◆ WHAT YOU ARE ASKED TO DO ◆
Look below. Copy each line that has "Convert" in it.

◆ RECORDS TO PROCESS ◆
╭──

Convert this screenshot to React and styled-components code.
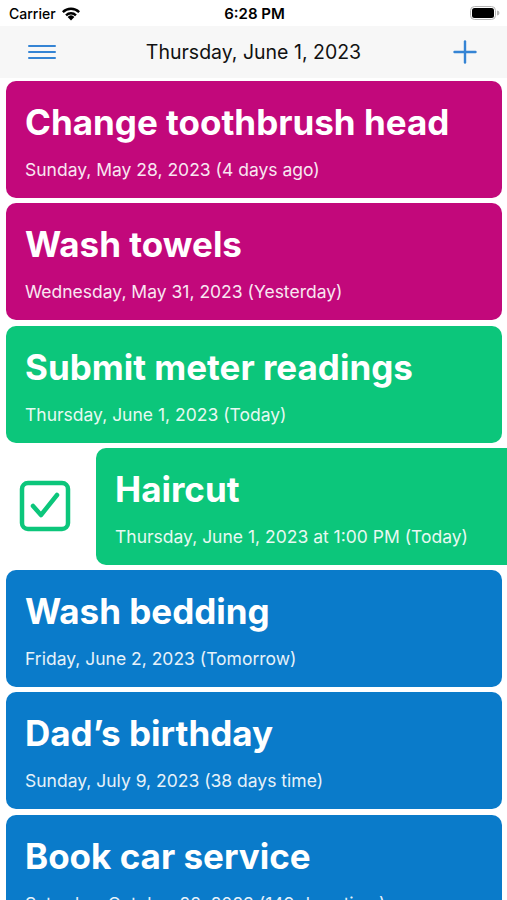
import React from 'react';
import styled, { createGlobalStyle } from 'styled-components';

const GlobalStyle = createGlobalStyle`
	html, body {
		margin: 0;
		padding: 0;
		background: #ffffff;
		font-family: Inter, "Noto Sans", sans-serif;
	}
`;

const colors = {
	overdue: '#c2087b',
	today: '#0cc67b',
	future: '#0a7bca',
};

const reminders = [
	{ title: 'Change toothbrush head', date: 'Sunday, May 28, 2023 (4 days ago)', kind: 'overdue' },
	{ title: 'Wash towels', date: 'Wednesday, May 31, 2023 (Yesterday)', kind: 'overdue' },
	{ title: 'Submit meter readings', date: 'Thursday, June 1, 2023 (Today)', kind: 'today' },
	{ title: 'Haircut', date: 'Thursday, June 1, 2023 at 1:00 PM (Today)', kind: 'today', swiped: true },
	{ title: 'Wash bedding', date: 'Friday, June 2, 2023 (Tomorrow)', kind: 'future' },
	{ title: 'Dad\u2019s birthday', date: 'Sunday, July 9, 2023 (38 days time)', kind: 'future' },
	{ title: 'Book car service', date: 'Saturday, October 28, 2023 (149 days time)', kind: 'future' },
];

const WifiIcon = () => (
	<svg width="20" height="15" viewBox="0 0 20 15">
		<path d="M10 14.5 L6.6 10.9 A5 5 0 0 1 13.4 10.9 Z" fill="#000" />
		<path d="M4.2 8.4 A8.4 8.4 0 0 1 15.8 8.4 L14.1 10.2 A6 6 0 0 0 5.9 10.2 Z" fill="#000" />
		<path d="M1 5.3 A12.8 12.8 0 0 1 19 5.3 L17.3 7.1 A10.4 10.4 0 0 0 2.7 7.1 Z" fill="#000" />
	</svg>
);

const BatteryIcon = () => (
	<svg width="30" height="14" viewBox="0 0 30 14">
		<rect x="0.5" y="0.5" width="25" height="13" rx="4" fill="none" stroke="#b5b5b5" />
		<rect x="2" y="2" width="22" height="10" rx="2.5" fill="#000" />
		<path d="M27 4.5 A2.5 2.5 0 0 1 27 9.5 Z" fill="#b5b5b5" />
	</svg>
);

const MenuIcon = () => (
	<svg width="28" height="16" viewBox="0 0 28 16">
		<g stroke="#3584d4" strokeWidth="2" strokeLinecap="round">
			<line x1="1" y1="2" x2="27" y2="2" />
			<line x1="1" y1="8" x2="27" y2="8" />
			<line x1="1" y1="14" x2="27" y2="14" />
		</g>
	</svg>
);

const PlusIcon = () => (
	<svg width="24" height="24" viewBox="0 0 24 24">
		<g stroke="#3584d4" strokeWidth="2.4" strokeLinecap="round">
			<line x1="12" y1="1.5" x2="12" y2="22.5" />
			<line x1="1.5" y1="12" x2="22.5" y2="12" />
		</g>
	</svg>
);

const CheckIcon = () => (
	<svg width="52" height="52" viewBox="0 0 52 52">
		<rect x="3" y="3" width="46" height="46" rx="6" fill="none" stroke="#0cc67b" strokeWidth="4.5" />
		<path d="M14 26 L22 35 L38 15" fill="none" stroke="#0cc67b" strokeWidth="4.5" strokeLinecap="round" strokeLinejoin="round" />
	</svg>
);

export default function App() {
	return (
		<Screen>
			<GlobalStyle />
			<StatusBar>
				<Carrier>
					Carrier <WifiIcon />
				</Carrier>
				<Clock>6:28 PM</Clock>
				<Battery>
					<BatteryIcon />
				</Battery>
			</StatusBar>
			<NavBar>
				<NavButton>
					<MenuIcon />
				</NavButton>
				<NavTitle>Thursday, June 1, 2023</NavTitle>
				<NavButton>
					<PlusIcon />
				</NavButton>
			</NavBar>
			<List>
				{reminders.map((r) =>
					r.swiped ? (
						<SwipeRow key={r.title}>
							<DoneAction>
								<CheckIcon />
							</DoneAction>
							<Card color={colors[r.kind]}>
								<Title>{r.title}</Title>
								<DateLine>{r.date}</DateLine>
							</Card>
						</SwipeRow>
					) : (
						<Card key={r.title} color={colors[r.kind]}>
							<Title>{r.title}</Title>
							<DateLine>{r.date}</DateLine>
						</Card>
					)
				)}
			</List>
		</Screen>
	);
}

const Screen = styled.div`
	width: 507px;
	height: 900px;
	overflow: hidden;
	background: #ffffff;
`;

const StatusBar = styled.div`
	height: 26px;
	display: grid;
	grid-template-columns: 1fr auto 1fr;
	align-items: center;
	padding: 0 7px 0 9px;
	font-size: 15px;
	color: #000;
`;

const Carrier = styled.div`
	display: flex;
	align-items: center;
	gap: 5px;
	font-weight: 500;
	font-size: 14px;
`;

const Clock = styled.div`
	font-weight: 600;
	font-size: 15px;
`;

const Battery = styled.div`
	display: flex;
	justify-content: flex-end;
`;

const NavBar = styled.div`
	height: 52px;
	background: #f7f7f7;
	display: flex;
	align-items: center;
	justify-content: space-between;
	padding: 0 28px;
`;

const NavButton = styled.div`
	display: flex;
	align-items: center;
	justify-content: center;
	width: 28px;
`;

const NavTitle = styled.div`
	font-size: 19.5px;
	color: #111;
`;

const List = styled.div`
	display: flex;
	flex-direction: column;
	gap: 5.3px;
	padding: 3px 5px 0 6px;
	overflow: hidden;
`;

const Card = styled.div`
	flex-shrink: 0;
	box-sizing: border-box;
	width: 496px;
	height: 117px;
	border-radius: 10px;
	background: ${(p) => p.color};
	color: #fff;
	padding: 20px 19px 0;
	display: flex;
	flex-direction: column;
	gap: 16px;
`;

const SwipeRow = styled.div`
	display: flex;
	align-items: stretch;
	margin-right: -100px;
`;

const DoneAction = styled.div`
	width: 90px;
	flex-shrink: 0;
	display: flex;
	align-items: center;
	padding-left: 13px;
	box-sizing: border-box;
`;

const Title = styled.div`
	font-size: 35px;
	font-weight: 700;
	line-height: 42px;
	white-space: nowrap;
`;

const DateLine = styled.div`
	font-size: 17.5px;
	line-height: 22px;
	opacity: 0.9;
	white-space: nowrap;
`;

╰──
╭──

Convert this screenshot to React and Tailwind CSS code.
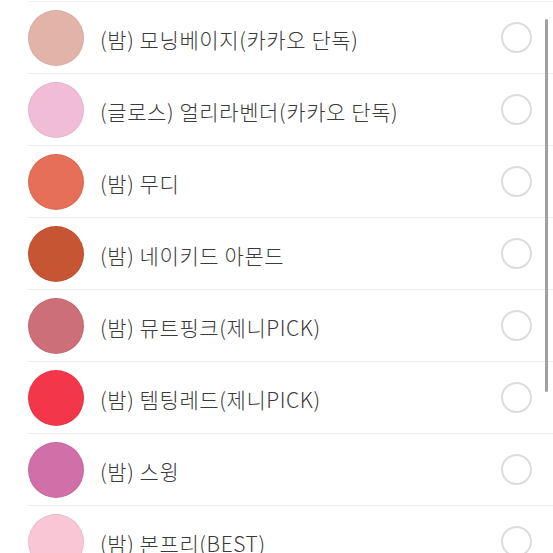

╰──

◆ ANSWER TO THIS TASK ◆
Convert this screenshot to React and styled-components code.
Convert this screenshot to React and Tailwind CSS code.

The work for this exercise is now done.